Check the appropriate boxes below to designate any transactions to which the statement relates:
o third-party tender offer subject to Rule 14d-1.
x issue tender offer subject to Rule 13e-4.
o going-private transaction subject to Rule 13e-3.
o amendment to Schedule 13D under Rule 13d-2.
Check the following box if the filing is a final amendment reporting the results of the tender offer: o
Unless otherwise defined herein, capitalized terms used in this Schedule TO-I shall have the meaning given to them in the Offer to Purchase, which is attached hereto as Exhibit 99.(a)(1)(A).

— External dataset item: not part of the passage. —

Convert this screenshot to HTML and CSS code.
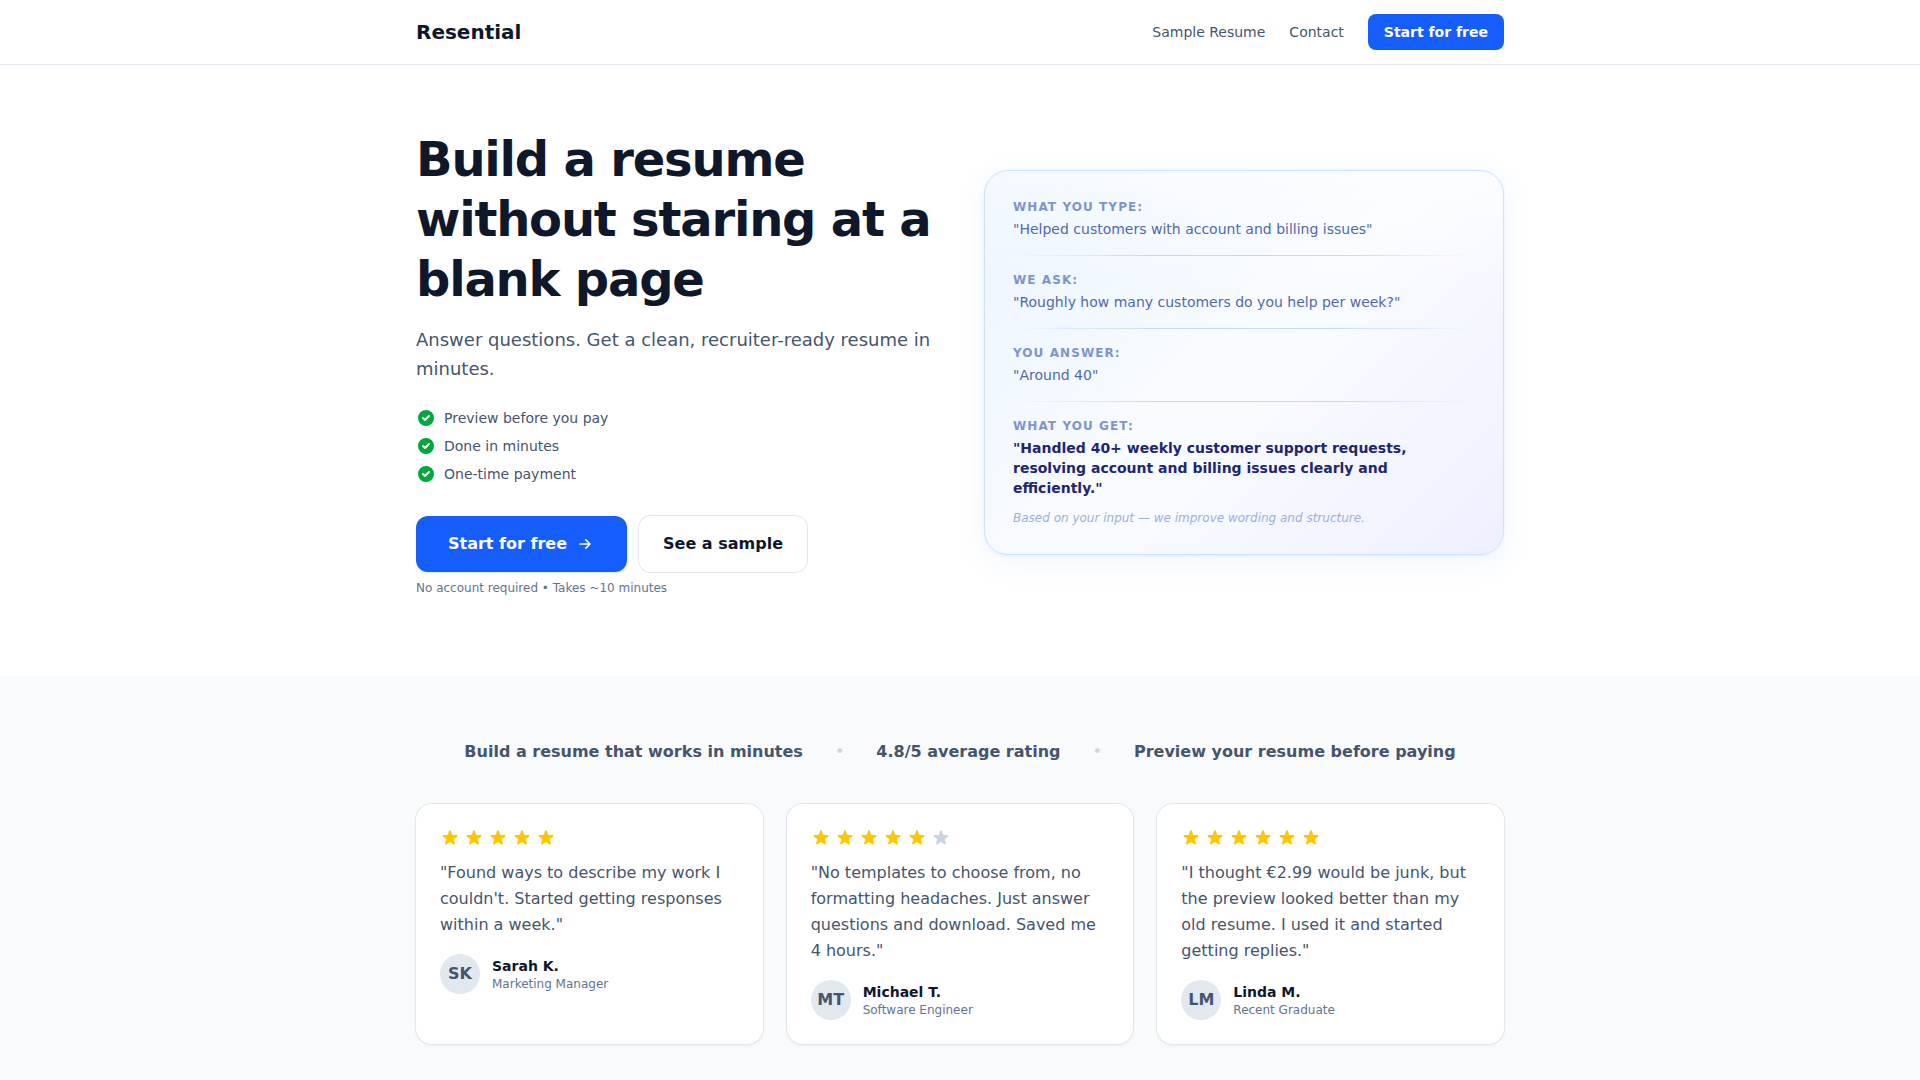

This Amendment No. 1 to the Issuer Tender Offer Statement on Schedule TO-I (Schedule TO-I) amends the Schedule TO-I filed with the U.S. Securities and Exchange Commission on April 6, 2010 by The Royal Bank of Scotland Group plc (incorporated in Scotland with limited liability under the Companies Act 1948 to 1980, registered number SC045551) (RBSG). The Schedule TO-I relates to the offer to purchase for cash the securities listed in the table on pages (i) to (ii) (the Securities) of the Offer to Purchase dated April 6, 2010 (the Offer to Purchase), subject to the terms and conditions described in the Summary Term Sheet in the Offer to Purchase (except for the American Depositary Shares, Series C, representing 7.7600% Non-cumulative Dollar Preference Shares, Series C issued by National Westminster Bank Public Limited Company) and the accompanying letter of transmittal (the Letter of Transmittal).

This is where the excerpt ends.